Some 1.475 million U.S. and Vietnamese soldiers were killed in the Vietnam War. A total of 5,933,900 Jews were brutally murdered during the Holocaust. Another 220,000 human beings died in the 2010 Haitian earthquake. More than 100,000 men, women and children have perished in the Syrian conflict. The sum of 25,000 people are missing as a direct result of the Haiyan typhoon in the Philippines.
Yet there is no ferocious, daily outrage or dramatic action taken. Lives continue; classes are still on Monday/Wednesday/Friday; food continues to sizzle in the frying pan and we still search for affirmation through social media.
Meanwhile, these humans become a historical footnote.
Our willingness to forget, gloss over and essentially numb ourselves to tragedies of catastrophic proportions is psychologically impressive and morally bankrupt.
As Joseph Stalin, who was responsible for more than 680,000 deaths during the Great Purge of 1937-1938 in the Soviet Union, infamously said, “One death is a tragedy; one million is a statistic.”
As Americans, our absence at these devastating events makes it all too easy to mark the people losing their lives as a definite loss, then move on. We justify our actions by telling ourselves there is nothing that can be done.
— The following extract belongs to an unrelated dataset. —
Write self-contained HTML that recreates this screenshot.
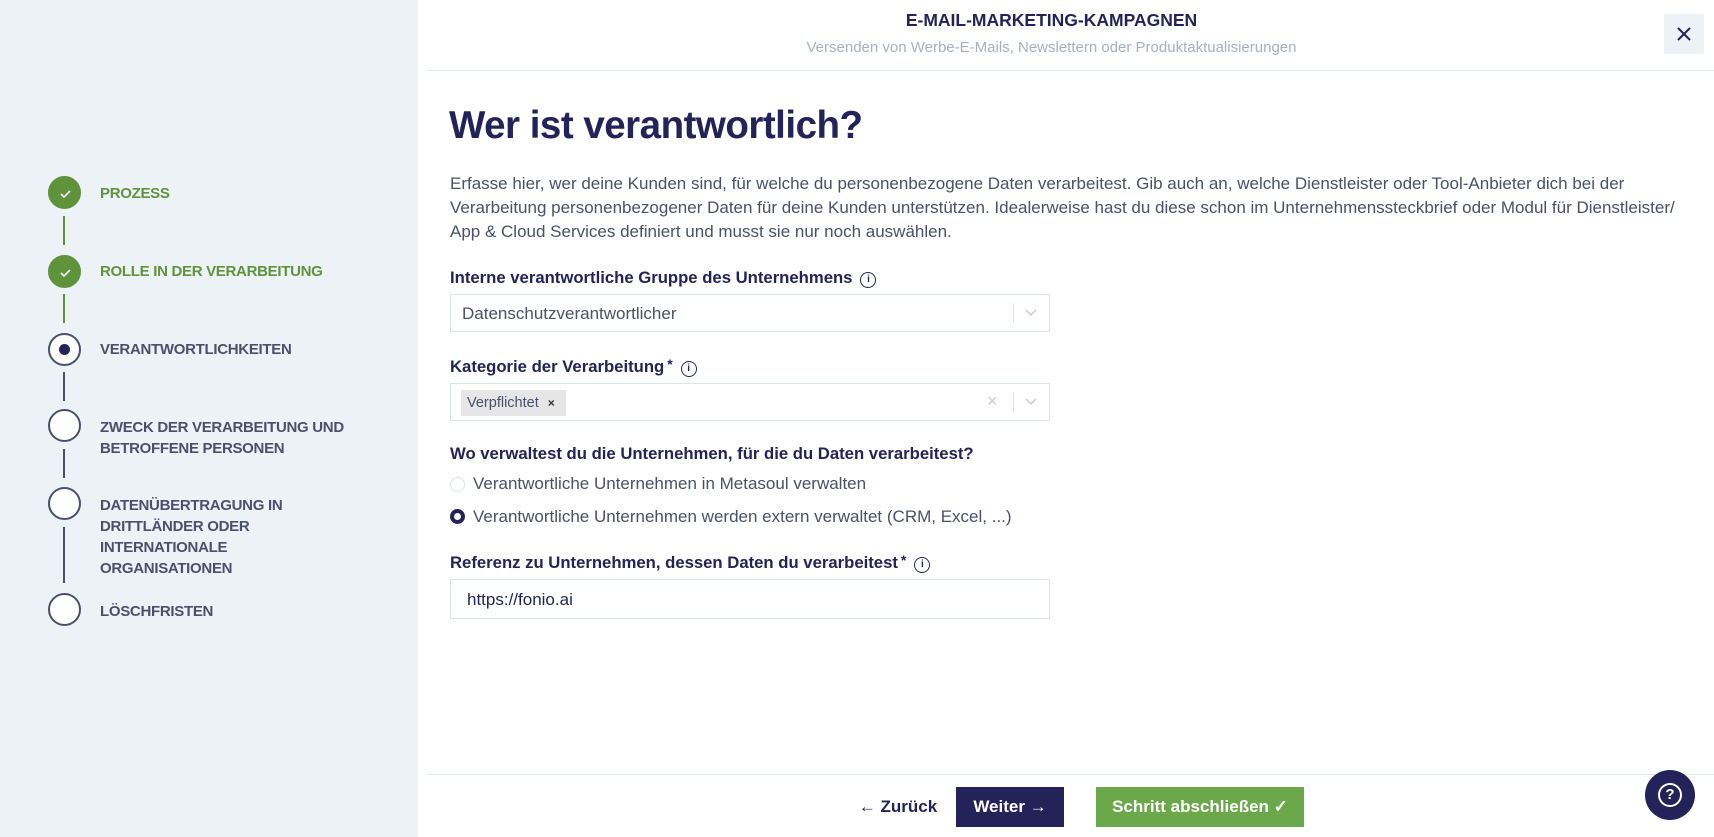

“I think we psychologically distance ourselves from it, which ultimately results in our desensitization,” senior psychology major Arielle Wilburn said. “There is a disconnect; a convincing in our minds that those tragedies are distant from us, therefore, we are not mentally allowing ourselves to feel anything but ‘I’m sorry those things are happening … but that’s not my reality.'”
When does this scapegoat become selfish protection? If Christians believe that every single bundle of flesh, bones and vibrant blood was created in the image of God, why do we seem to value the lives of our own American citizens more than those of a different religion, culture or socioeconomic status? Why does 3,000 American innocents dead justify a war, but the genocide of Native Americans is downplayed and erased from children’s textbooks?
There seems to be a lengthy disconnect between our American Christian ideals of biblical equality and the way in which we value real humans who are fiercely oppressed in our modern society. If we run from the physical pain and emotional outcries of the world, how can we come close to calling ourselves followers of a man who sprinted full speed toward individuals bereft of all hope, even when that meant His own brutal execution?
“We keep praying that God will ‘break our hearts’ the same way his breaks, and I don’t think there is a day that goes by where God does not weep for our world,” Wilburn said. “If we are truly his people, there’s no way we can get by without being entirely wrecked by the injustice, brokenness and tragedies in this world.”
Numbing our minds to the humanity of a victim cannot be limited to violence, either; we must earnestly step into the world of oppression and not oversimplify an area of society that seems comfortable.
“In much of the Western world, we have normalized extreme sexualization and violence,” said senior psychology major Katie Vasseur. “This tends to have the unfortunate consequence of dehumanization for those involved. Instead of viewing a stripper as a person, many of us deem her another sexual object to be used for pleasure, not unlike those from pornography or any other medium.”
Desensitization does not stop when the newspaper is thrown in the trash. We refuse to see the tragedy in our indulgences, our radical consumption, sexual satiation and religious arrogance.
We are better than this.
God calls us to struggle; he calls us to pain. When the realization that each individual person affected by genocide, the porn industry, drug abuse and domestic violence has a face, heart, breath and soul, there is no longer an emotional escape route for onlookers.
Howard Zinn, in his critically acclaimed book “A People’s History of the United States,” offers this piece of wisdom: “In such a world of conflict, a world of victims and executioners, it is the job of thinking people, as Albert Camus suggested, not to be on the side of the executioners.”
Let me be clear. I am not proposing that you spend all day and night curled into a ball, crying for those who have been lost. On the contrary, I want you to remember them as you form action plans that will take your life in a desirable direction. Recall the eyes of the statistics as you take that job, study for that test, challenge your professors, ask critical questions of your church. Let these victms remind you of your purpose on this planet: to embrace every human being with drastic, irrevocable love.
“Christians have an obligation to bear the burdens of one another,” said Vasseur. “Our Savior shed his blood for us and if we do not do the same for others by feeling their pain and reacting to it, then we are taking for granted the greatest gift that has historically been given.”
Pain is strongest when we use it as a fire, a flame that propels us to greater heights while scalding us when we turn our heads away from the tears of this fragmented world.